Mr. Biniecki said that his support for the former mayor originally stemmed from Mr. Giuliani’s performance on Sept. 11, but he described himself as “a little gun shy” after all the recent coverage: stories about the indictment of his former Police Chief Bernard Kerik, and then, last week, an unflattering report about the ways in which Mr. Giuliani’s administration accounted for his personal security expenses.
“It doesn’t sit well,” Mr. Biniecki said. “And then you wonder what else there is.”
Mr. Giuliani’s campaign has scrambled to put supporters like Mr. Biniecki at ease, holding multiple conference calls with influential supporters to address their concerns, according to Mr. Giuliani’s chief political adviser, Tony Carbonetti.
Also, they have expended considerable energy trying to stanch the damage at its source, after an initial delay, by attacking the story itself.
The article, published on the Politico Web site, revealed that Mr. Giuliani’s security detail had racked up significant expenses accompanying him on trips to Southampton, where his mistress lived at the time, then filed the expenses through obscure city agencies. The campaign has not had a good day since.
The New York press reacted enthusiastically to the security expenses story, with the Daily News and Newsday running multiple front-page follow-ups. (One News headline: “Doesn’t Add Up! Now Rudy Camp Changes Story Over Tryst Dollar Accounting.”)

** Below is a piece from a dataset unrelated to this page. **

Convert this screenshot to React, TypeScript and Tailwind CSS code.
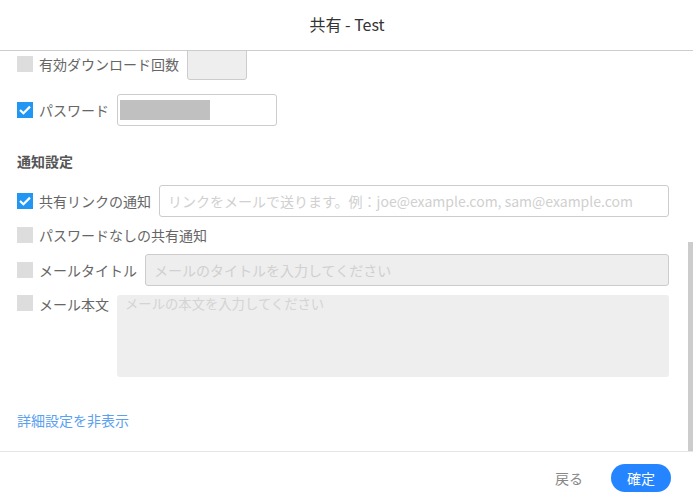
export default function App() {
  const font = { fontFamily: '"Noto Sans CJK JP", "Noto Sans", sans-serif' };
  const Check = ({ on }: { on?: boolean }) => (
    <span className={`w-4 h-4 shrink-0 flex items-center justify-center ${on ? "bg-[#2196f3]" : "bg-[#dddddd]"}`}>
      {on && (
        <svg width="16" height="16" viewBox="0 0 16 16" fill="none">
          <path d="M3 8 L6.4 11.2 L13 4.6" stroke="#fff" strokeWidth="2.2" />
        </svg>
      )}
    </span>
  );
  const label = "text-sm leading-[20px] text-[#666666] whitespace-nowrap ml-[6px]";
  return (
    <div style={font} className="w-[693px] h-[503px] bg-white flex flex-col overflow-hidden">
      <header className="h-[51px] shrink-0 border-b border-[#cccccc] flex items-center justify-center text-base text-[#333333] pb-[2px] pl-[1px]">
        共有 - Test
      </header>
      <main className="h-[400px] shrink-0 relative overflow-hidden">
        <div className="flex flex-col px-[17px] -mt-[3px]">
          <div className="flex items-center h-8">
            <Check />
            <span className={label}>有効ダウンロード回数</span>
            <div className="ml-2 w-[60px] h-8 rounded-[3px] border border-[#cccccc] bg-[#eeeeee]" />
          </div>
          <div className="flex items-center h-8 mt-[14px]">
            <Check on />
            <span className={label}>パスワード</span>
            <div className="ml-2 w-[160px] h-8 rounded-[3px] border border-[#cccccc] bg-white flex items-center pl-[2px]">
              <div className="w-[90px] h-5 bg-[#c0c0c0]" />
            </div>
          </div>
          <h2 className="mt-[25px] text-sm leading-5 font-bold text-[#555555]">通知設定</h2>
          <div className="flex items-center h-8 mt-[14px]">
            <Check on />
            <span className={label}>共有リンクの通知</span>
            <div className="ml-2 w-[510px] h-8 rounded-[3px] border border-[#cccccc] bg-white flex items-center px-[8px] text-sm text-[#d0d0d0] whitespace-nowrap">
              リンクをメールで送ります。例：joe@example.com, sam@example.com
            </div>
          </div>
          <div className="flex items-center h-4 mt-[10px]">
            <Check />
            <span className={label}>パスワードなしの共有通知</span>
          </div>
          <div className="flex items-center h-8 mt-[11px]">
            <Check />
            <span className={label}>メールタイトル</span>
            <div className="ml-2 w-[524px] h-8 rounded-[3px] border border-[#cccccc] bg-[#eeeeee] flex items-center px-[8px] text-sm text-[#d0d0d0] whitespace-nowrap">
              メールのタイトルを入力してください
            </div>
          </div>
          <div className="flex items-start mt-[9px]">
            <Check />
            <span className={`${label} -mt-[1px]`}>メール本文</span>
            <div className="ml-2 w-[552px] h-[82px] rounded-[3px] bg-[#eeeeee] px-[8px] text-[13.33px] leading-4 pt-[1px] text-[#d4d4d4] whitespace-nowrap">
              メールの本文を入力してください
            </div>
          </div>
          <a className="mt-[33px] text-sm leading-5 text-[#5a9ff0]">詳細設定を非表示</a>
        </div>
        <div className="absolute right-0 top-[191px] bottom-0 w-[5px] bg-[#cccccc]" />
      </main>
      <footer className="flex-1 border-t border-[#e5e5e5] flex items-center justify-end pr-[22px]">
        <span className="text-sm text-[#888888] mr-[28px]">戻る</span>
        <button className="w-[60px] h-[28px] rounded-full bg-[#2584ff] text-white text-sm flex items-center justify-center">確定</button>
      </footer>
    </div>
  );
}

Then, on Nov. 30, The New York Times wrote a remarkably unequivocal A1 piece detailing the inaccuracy of the statistics he cites on the campaign trail, and ran another story four days later pointing out that the Bracewell & Giuliani law firm, of which Mr. Giuliani is a partner, lobbied for Ethiopian clients advocating positions contrary to American foreign policy.
It all seems to be taking a toll: A USA Today/Gallup Poll of national Republican and Republican-leaning voters published on Dec. 3 showed Mr. Giuliani slipping nine percentage points in a month to 25 percent.

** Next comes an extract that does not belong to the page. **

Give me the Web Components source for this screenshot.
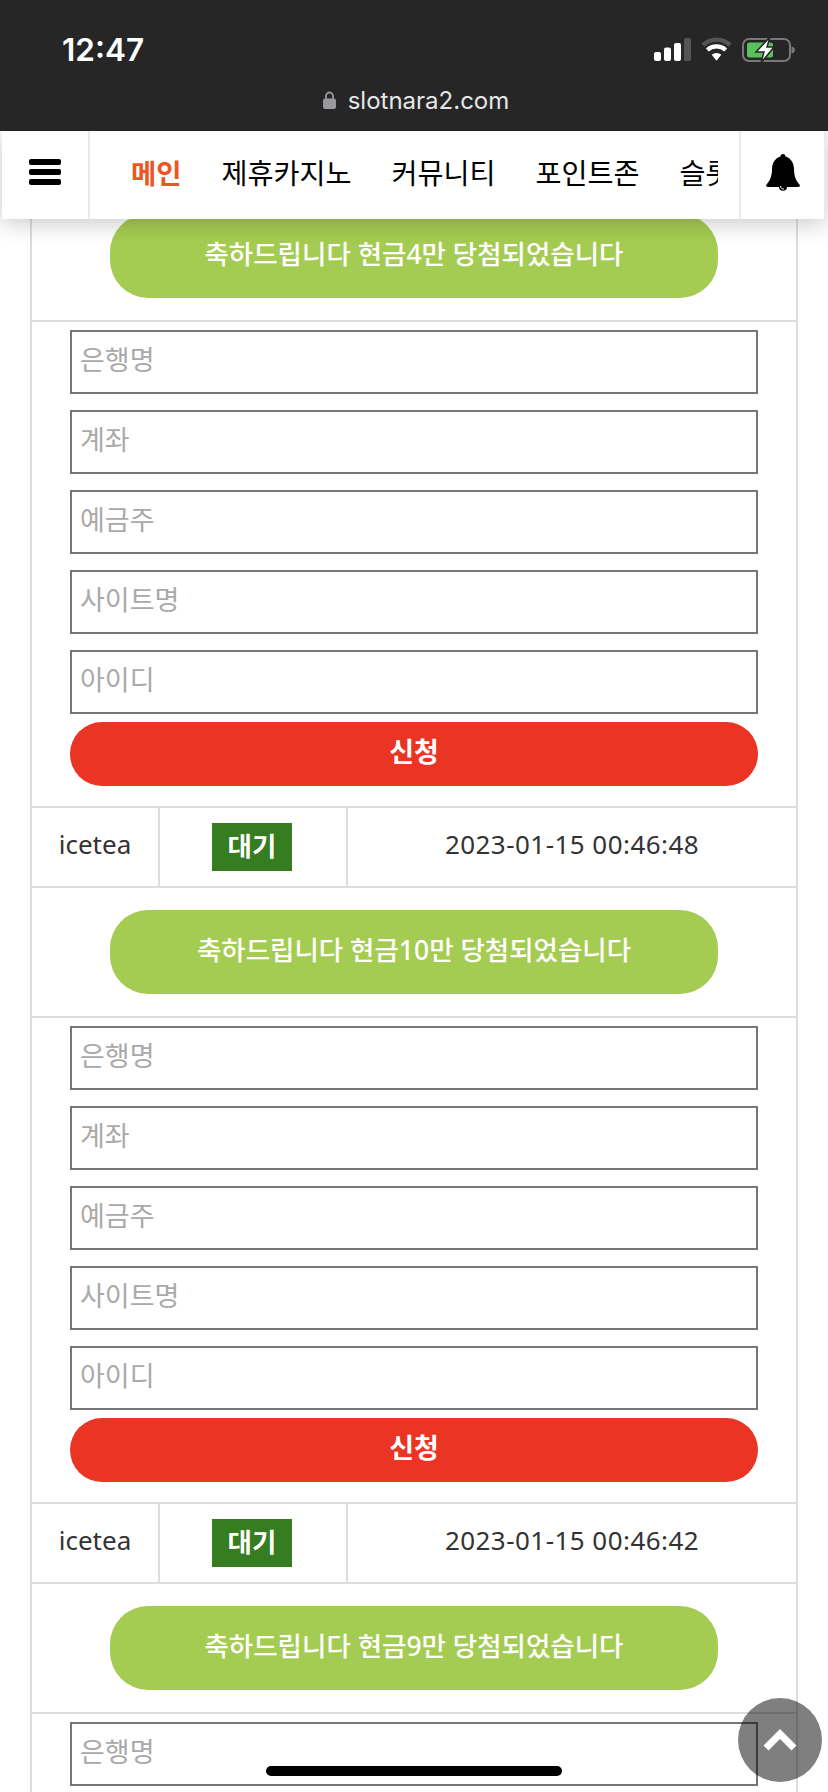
<!DOCTYPE html>
<html>
<head>
<meta charset="utf-8">
<title>slotnara2</title>
<style>
html, body { margin: 0; padding: 0; background: #fff; }
body { font-family: "Noto Sans", "Noto Sans CJK KR", sans-serif; width: 828px; height: 1792px; overflow: hidden; position: relative; }
</style>
</head>
<body>
<status-bar time="12:47" url="slotnara2.com"></status-bar>
<top-nav></top-nav>
<win-list>
  <win-entry prize="축하드립니다 현금4만 당첨되었습니다" user="icetea" date="2023-01-15 00:46:48"></win-entry>
  <win-entry prize="축하드립니다 현금10만 당첨되었습니다" user="icetea" date="2023-01-15 00:46:42"></win-entry>
  <win-entry prize="축하드립니다 현금9만 당첨되었습니다" partial></win-entry>
</win-list>
<scroll-top></scroll-top>
<home-bar></home-bar>

<script>
class StatusBar extends HTMLElement {
    connectedCallback(){
        this.attachShadow({mode:"open"});
        this.shadowRoot.innerHTML = `
<style>
:host { display: block; height: 131px; background: #262626; color: #fff; box-sizing: border-box; position: relative; z-index: 3; font-family: Inter, "Noto Sans", sans-serif; }
#top { display: flex; justify-content: space-between; align-items: center; height: 82px; padding: 17px 33px 0 62px; box-sizing: border-box; }
#time { font-size: 31.500px; font-weight: 600; line-height: 1; }
#icons { display: flex; align-items: center; gap: 10px; }
#url { display: flex; justify-content: center; align-items: center; gap: 12px; height: 22px; margin-top: 7px; padding-left: 4px; font-size: 24px; color: #e6e6e6; }
svg { display: block; }
</style>
<div id="top">
  <div id="time">${this.getAttribute("time")}</div>
  <div id="icons">
    <svg width="37" height="24" viewBox="0 0 37 24">
      <rect x="0" y="14" width="7" height="9" rx="2" fill="#fff"/>
      <rect x="10" y="9.500" width="7" height="13.500" rx="2" fill="#fff"/>
      <rect x="20" y="5" width="7" height="18" rx="2" fill="#fff"/>
      <rect x="30" y="0" width="7" height="23" rx="2" fill="#555"/>
    </svg>
    <svg width="31" height="25" viewBox="0 0 32 25">
      <path d="M2 8 A 20 20 0 0 1 30 8" fill="none" stroke="#555" stroke-width="4.500"/>
      <path d="M6.500 13 A 14 14 0 0 1 25.500 13" fill="none" stroke="#fff" stroke-width="4.500"/>
      <path d="M11 18 A 7.500 7.500 0 0 1 21 18 L 16 24 Z" fill="#fff"/>
    </svg>
    <svg width="53" height="26" viewBox="0 0 53 26">
      <rect x="1" y="2" width="47" height="22" rx="6" fill="none" stroke="#777" stroke-width="2"/>
      <rect x="5" y="5.500" width="26" height="15" rx="2.500" fill="#5ac05e"/>
      <path d="M49.500 9.500 Q53 10.500 53 13 Q53 15.500 49.500 16.500 Z" fill="#777"/>
      <path d="M28 0 L14 15 L22 15 L19 26 L32 10 L25 10 Z" fill="#fff" stroke="#262626" stroke-width="1.500"/>
    </svg>
  </div>
</div>
<div id="url">
  <svg width="13" height="18" viewBox="0 0 13 18">
    <path d="M3 8 V5 a3.500 3.500 0 0 1 7 0 V8" fill="none" stroke="#98989d" stroke-width="1.800"/>
    <rect x="0" y="7.500" width="13" height="10.500" rx="2" fill="#98989d"/>
  </svg>
  <span>${this.getAttribute("url")}</span>
</div>`;
    }
}
customElements.define("status-bar", StatusBar);

class TopNav extends HTMLElement {
    connectedCallback(){
        this.attachShadow({mode:"open"});
        this.shadowRoot.innerHTML = `
<style>
:host { display: flex; position: relative; z-index: 2; height: 88px; margin: 0 2px; background: #fff; box-shadow: 0 4px 22px rgba(0,0,0,.22); font-family: Inter, "Noto Sans CJK KR", sans-serif; }
#menu { width: 86px; flex: none; border-right: 2px solid #ebebeb; display: flex; align-items: center; justify-content: center; padding-bottom: 6px; }
#items { flex: 1; min-width: 0; display: flex; align-items: center; gap: 40px; padding: 0 0 7px 41px; margin-right: 21px; overflow: hidden; white-space: nowrap; font-size: 28.250px; color: #000; }
#items span { flex: none; }
#items .on { color: #ee5524; font-weight: 700; font-size: 27.500px; }
#bell { width: 87px; flex: none; border-left: 2px solid #ebebeb; border-right: 2px solid #ebebeb; box-sizing: border-box; display: flex; align-items: center; justify-content: center; padding-bottom: 6px; }
svg { display: block; }
</style>
<div id="menu">
  <svg width="32" height="26" viewBox="0 0 32 26">
    <rect x="0" y="0" width="32" height="6" rx="2"/>
    <rect x="0" y="10" width="32" height="6" rx="2"/>
    <rect x="0" y="20" width="32" height="6" rx="2"/>
  </svg>
</div>
<div id="items">
  <span class="on">메인</span><span>제휴카지노</span><span>커뮤니티</span><span>포인트존</span><span>슬롯게임</span>
</div>
<div id="bell">
  <svg width="34" height="37" viewBox="0 0 34 37">
    <path d="M17 0 c1.500 0 2.500 1 2.500 2.500 C25 4 28 9.500 28 15 c0 8 2.500 12 5.500 15.500 c.8 1 .3 2.500 -1.200 2.500 H1.700 C.2 33 -.3 31.500 .5 30.500 C3.500 27 6 23 6 15 C6 9.500 9 4 14.500 2.500 C14.500 1 15.500 0 17 0 Z"/>
    <path d="M13 33 a4 3.800 0 0 0 8 0 Z"/>
    <path d="M14.500 32 a3 3 0 0 0 3.500 3" fill="none" stroke="#fff" stroke-width="1"/>
  </svg>
</div>`;
    }
}
customElements.define("top-nav", TopNav);

class WinList extends HTMLElement {
    connectedCallback(){
        this.attachShadow({mode:"open"});
        this.shadowRoot.innerHTML = `
<style>
:host { display: block; height: 1600px; overflow: hidden; margin: -27px 30px 0 30px; border-left: 2px solid #ddd; border-right: 2px solid #ddd; }
</style>
<slot></slot>`;
    }
}
customElements.define("win-list", WinList);

class WinEntry extends HTMLElement {
    connectedCallback(){
        this.attachShadow({mode:"open"});
        var partial = this.hasAttribute("partial");
        var fields = partial ? ["은행명"] : ["은행명","계좌","예금주","사이트명","아이디"];
        this.shadowRoot.innerHTML = `
<style>
:host { display: block; }
#prize { height: 130px; box-sizing: border-box; padding-top: 22px; display: flex; justify-content: center; border-bottom: 2px solid #ddd; }
#prize div { width: 608px; height: 84px; border-radius: 38px; background: #a5cc52; color: #fff; font-size: 26.500px; font-weight: 500; display: flex; align-items: center; justify-content: center; padding-bottom: 8px; box-sizing: border-box; }
form { display: flex; flex-direction: column; padding: 8px 38px 20px 38px; border-bottom: 2px solid #ddd; }
.in { height: 64px; box-sizing: border-box; border: 2px solid #767676; margin-bottom: 16px; padding: 0 8px 8px 8px; font-size: 27px; color: #a9a9a9; display: flex; align-items: center; }
.in.last { margin-bottom: 8px; }
#go { height: 64px; border-radius: 32px; background: #ea3424; color: #fff; font-size: 27px; font-weight: 700; display: flex; align-items: center; justify-content: center; padding-bottom: 7px; box-sizing: border-box; }
#info { display: grid; grid-template-columns: 126px 188px 1fr; height: 80px; box-sizing: border-box; border-bottom: 2px solid #ddd; color: #333; font-size: 26px; }
#info > div { display: flex; align-items: center; justify-content: center; padding-bottom: 6px; }
#info > div + div { border-left: 2px solid #ddd; }
#info > div:nth-child(2) { padding-bottom: 0; padding-right: 2px; }
#info > div:nth-child(3) { letter-spacing: .45px; }
#badge { width: 80px; height: 48px; background: #367c20; color: #fff; font-size: 26.500px; font-weight: 700; display: flex; align-items: center; justify-content: center; padding-bottom: 6px; box-sizing: border-box; }
</style>
<div id="prize"><div>${this.getAttribute("prize")}</div></div>
${partial ? `<form>
  <div class="in">${fields[0]}</div>
</form>` : `<form>
  ${fields.map((f,i) => `<div class="in${i==4?" last":""}">${f}</div>`).join("")}
  <div id="go">신청</div>
</form>
<div id="info">
  <div>${this.getAttribute("user")}</div>
  <div><div id="badge">대기</div></div>
  <div>${this.getAttribute("date")}</div>
</div>`}`;
    }
}
customElements.define("win-entry", WinEntry);

class ScrollTop extends HTMLElement {
    connectedCallback(){
        this.attachShadow({mode:"open"});
        this.shadowRoot.innerHTML = `
<style>
:host { display: flex; align-items: center; justify-content: center; position: absolute; left: 738px; top: 1698px; width: 84px; height: 84px; border-radius: 50%; background: rgba(0,0,0,.5); z-index: 4; }
</style>
<svg width="34" height="24" viewBox="0 0 34 24"><path d="M3 20 L17 6 L31 20" fill="none" stroke="#fff" stroke-width="7"/></svg>`;
    }
}
customElements.define("scroll-top", ScrollTop);

class HomeBar extends HTMLElement {
    connectedCallback(){
        this.attachShadow({mode:"open"});
        this.shadowRoot.innerHTML = `
<style>
:host { display: block; position: absolute; left: 266px; top: 1766px; width: 296px; height: 10px; border-radius: 5px; background: #000; z-index: 5; }
</style>`;
    }
}
customElements.define("home-bar", HomeBar);
</script>
</body>
</html>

“You have to be honest, and if you are not honest, it will get the best of you, it really will,” said Rhona Charbonneau, former chair of the New Hampshire Republican State Committee and a supporter of Mr. Giuliani. “And if he did something wrong, he either has to own up to it or make an explanation as to why it happened. Not ducking.”
Ms. Charbonneau added, “If he did these things than he should have owned up to it before even running for president. Personally, I would have looked at everything that I had done, and if there was a problem there I would have made sure it was explained prior to my running for election.”

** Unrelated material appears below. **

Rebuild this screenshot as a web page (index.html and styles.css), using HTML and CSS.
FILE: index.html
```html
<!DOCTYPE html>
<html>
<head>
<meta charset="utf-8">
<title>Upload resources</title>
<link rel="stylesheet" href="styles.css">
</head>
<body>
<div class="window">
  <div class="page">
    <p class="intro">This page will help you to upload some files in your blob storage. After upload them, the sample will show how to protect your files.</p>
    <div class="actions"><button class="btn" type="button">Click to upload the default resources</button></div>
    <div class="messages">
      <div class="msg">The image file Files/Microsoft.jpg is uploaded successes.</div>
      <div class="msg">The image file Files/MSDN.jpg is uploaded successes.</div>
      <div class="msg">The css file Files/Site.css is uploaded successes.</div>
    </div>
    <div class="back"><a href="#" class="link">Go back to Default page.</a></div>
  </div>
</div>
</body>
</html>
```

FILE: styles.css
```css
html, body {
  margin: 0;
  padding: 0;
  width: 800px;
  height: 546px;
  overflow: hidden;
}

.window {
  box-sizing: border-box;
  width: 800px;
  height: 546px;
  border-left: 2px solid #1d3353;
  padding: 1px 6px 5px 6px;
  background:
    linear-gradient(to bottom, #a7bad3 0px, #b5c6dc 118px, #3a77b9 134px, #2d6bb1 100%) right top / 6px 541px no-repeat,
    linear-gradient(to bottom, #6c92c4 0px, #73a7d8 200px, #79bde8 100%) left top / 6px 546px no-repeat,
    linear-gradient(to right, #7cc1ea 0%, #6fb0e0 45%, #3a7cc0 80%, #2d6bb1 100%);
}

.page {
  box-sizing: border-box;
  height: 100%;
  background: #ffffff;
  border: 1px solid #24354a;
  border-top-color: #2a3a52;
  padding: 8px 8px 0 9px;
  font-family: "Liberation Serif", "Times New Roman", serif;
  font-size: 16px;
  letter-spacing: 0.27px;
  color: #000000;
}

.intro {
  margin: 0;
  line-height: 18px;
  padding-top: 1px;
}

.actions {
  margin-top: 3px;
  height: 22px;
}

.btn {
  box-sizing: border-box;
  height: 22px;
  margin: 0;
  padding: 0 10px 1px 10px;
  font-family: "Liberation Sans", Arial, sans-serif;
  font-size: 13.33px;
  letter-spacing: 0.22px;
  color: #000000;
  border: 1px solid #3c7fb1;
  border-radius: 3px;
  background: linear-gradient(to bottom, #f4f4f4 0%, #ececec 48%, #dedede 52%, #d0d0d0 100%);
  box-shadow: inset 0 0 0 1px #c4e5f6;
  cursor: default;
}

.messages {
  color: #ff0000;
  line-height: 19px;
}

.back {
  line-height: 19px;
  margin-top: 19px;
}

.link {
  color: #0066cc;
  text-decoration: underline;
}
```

The campaign is doing its best to suggest that there was never anything to explain.
Mr. Carbonetti told The Observer that the campaign reacted slowly to the Politico story because they didn’t have access to the source materials until after the story was published. He also said that the story’s angle had been misrepresented to him, and says that the first time most national campaign staffers heard about the story was upon its publication.
“They all turned to me and said, ‘What the hell is this?’” he said.
He said that the only people who had known about the story beforehand were himself, the campaign’s communications director Katie Levinson and Sunny Mindel, Mr. Giuliani’s longtime spokeswoman.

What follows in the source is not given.